Add the Integration in Pulsely

Go to Settings → Integrations → Telegram in your Pulsely dashboard. Paste the BotFather token and the chat ID, then click Verify Connection. Pulsely will send a test message to confirm everything works. Toggle Active and select which monitors should trigger Telegram alerts.

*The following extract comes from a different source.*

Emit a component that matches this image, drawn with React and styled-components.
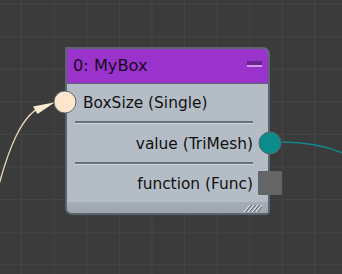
import React from "react";
import styled, { createGlobalStyle } from "styled-components";

const Global = createGlobalStyle`
  html, body { margin: 0; padding: 0; background: #3b3b3b; }
  * { box-sizing: border-box; }
`;

const Canvas = styled.div`
  position: relative;
  width: 342px;
  height: 274px;
  overflow: hidden;
  background-color: #3b3b3b;
  background-image:
    linear-gradient(to right, #454545 1px, transparent 1px),
    linear-gradient(to bottom, #454545 1px, transparent 1px);
  background-size: 32.6px 32.6px;
  background-position: 21px 3.5px;
  font-family: "DejaVu Sans", Verdana, sans-serif;
`;

const Wires = styled.svg`
  position: absolute;
  left: 0;
  top: 0;
  width: 342px;
  height: 274px;
`;

const Node = styled.div`
  position: absolute;
  left: 65px;
  top: 47px;
  width: 205px;
  height: 168px;
  display: flex;
  flex-direction: column;
  border: 2px solid #5b6570;
  border-radius: 0 7px 4px 7px;
  background: #b4bdc6;
`;

const Header = styled.div`
  height: 35px;
  display: flex;
  align-items: center;
  justify-content: space-between;
  padding: 0 6px 0 6px;
  background: #9a32cc;
  border-bottom: 1px solid #5b6570;
  border-radius: 0 5px 0 0;
`;

const Title = styled.span`
  font-size: 16.2px;
  color: #160a1c;
`;

const Minimize = styled.div`
  width: 15px;
  height: 6px;
  margin-top: -3px;
  background: #6a2390;
  border-bottom: 2px solid #d49af0;
`;

const Row = styled.div`
  position: relative;
  height: 38px;
  display: flex;
  align-items: center;
  justify-content: ${(p) => (p.$out ? "flex-end" : "flex-start")};
  padding: ${(p) => (p.$out ? "2px 15px 0 0" : "2px 0 0 16px")};
  font-size: 15.4px;
  color: #111;
`;

const Separator = styled.div`
  height: 3px;
  margin: 0 15px 0 8px;
  border-top: 2px solid #66717c;
  border-bottom: 1px solid #cfd6dc;
`;

const Footer = styled.div`
  margin-top: auto;
  height: 11px;
  display: flex;
  justify-content: flex-end;
  align-items: center;
  padding-right: 6px;
  background: linear-gradient(to bottom, #a5aeb7, #9da6af);
  border-radius: 0 0 2px 5px;
`;

const Pin = styled.div`
  position: absolute;
  top: 50%;
  width: ${(p) => (p.$square ? "24px" : "23px")};
  height: ${(p) => (p.$square ? "24px" : "23px")};
  transform: translate(${(p) => (p.$side === "left" ? "-50%" : "50%")}, -50%);
  ${(p) => (p.$side === "left" ? "left: -2px;" : "right: -2px;")}
  border: 1.5px solid #5b6570;
  border-radius: ${(p) => (p.$square ? "1px" : "50%")};
  background: ${(p) => p.$color};
`;

function Grip() {
  return (
    <svg width="20" height="8" viewBox="0 0 20 8">
      {[0, 4, 8, 12].map((x, i) => (
        <g key={i}>
          <line x1={x + 2} y1="8" x2={x + 8} y2="1" stroke="#eef1f4" strokeWidth="1" />
          <line x1={x + 3.5} y1="8" x2={x + 9.5} y2="1" stroke="#5b6570" strokeWidth="1" />
        </g>
      ))}
    </svg>
  );
}

export default function App() {
  return (
    <>
      <Global />
      <Canvas>
        <Wires viewBox="0 0 342 274">
          <path d="M -3 192 C 8 150, 22 112, 44 106" fill="none" stroke="#e6d6b8" strokeWidth="1.3" />
          <polygon points="33,106.5 55,102.3 37.5,114" fill="#fbe9d0" />
          <path d="M 282 142 C 305 142, 325 145, 345 154" fill="none" stroke="#12898a" strokeWidth="1.5" />
        </Wires>
        <Node>
          <Header>
            <Title>0: MyBox</Title>
            <Minimize />
          </Header>
          <Row>
            <Pin $side="left" $color="#fde6cc" />
            BoxSize (Single)
          </Row>
          <Separator />
          <Row $out>
            value (TriMesh)
            <Pin $side="right" $color="#0b8c8c" />
          </Row>
          <Separator />
          <Row $out>
            function (Func)
            <Pin $side="right" $square $color="#666666" />
          </Row>
          <Footer>
            <Grip />
          </Footer>
        </Node>
      </Canvas>
    </>
  );
}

Telegram bot integration screen showing the Pulsely settings page with fields for Bot Token and Chat ID, and a green Test message sent confirmation
Commands

Bot Commands for Status Checks

Once connected, your bot responds to slash commands so you can query monitor status without opening the dashboard.

/status

Returns a summary of every monitored endpoint: name, current state (Up / Degraded / Down), last check timestamp, and uptime percentage for the past 24 hours. Example: api.pulsely.io — Up — 99.97% — last checked 14s ago.

/ping <name>

Triggers an immediate check on a specific monitor identified by its display name or slug. The bot replies within two seconds with the HTTP status code, response time in milliseconds, and a pass/fail verdict.

/incidents

Lists the five most recent incidents with their start time, severity level, affected monitor, and resolution status. Useful for quick handoff during on-call rotations.

/mute <name> <duration>

Pauses Telegram alerts for a single monitor for a specified window (e.g., /mute api.pulsely.io 30m). Useful during planned maintenance windows so your chat stays quiet.

/uptime <name>

Shows a detailed uptime breakdown for one monitor: 7-day, 30-day, and 90-day percentages, total downtime in minutes, and a list of every incident with timestamps.

/help

Prints a quick reference card with all available commands, their syntax, and an example for each. Always the first command to try when you are unsure.

Why Telegram

Alerts That Arrive Where You Already Work

No extra apps, no email clutter. Pulsely pushes to the chat you open hundreds of times a day.

Latency

Under 2 Seconds to Delivery

Pulsely checks every monitor at configurable intervals (as fast as every 10 seconds). When a failure is detected, the Telegram webhook fires immediately — your phone buzzes before most email providers finish sending.

Reliability

Retry Logic Built In

If Telegram's API returns a temporary error, Pulsely retries up to three times with exponential backoff (5 s, 15 s, 45 s). Every retry is logged in the incident timeline so you can audit delivery.

Flexibility

One Bot, Many Channels

Forward alerts to a personal chat for solo developers, a project group for a small team, or a broadcast channel with 200+ subscribers. The same token and configuration work everywhere — just change the chat ID.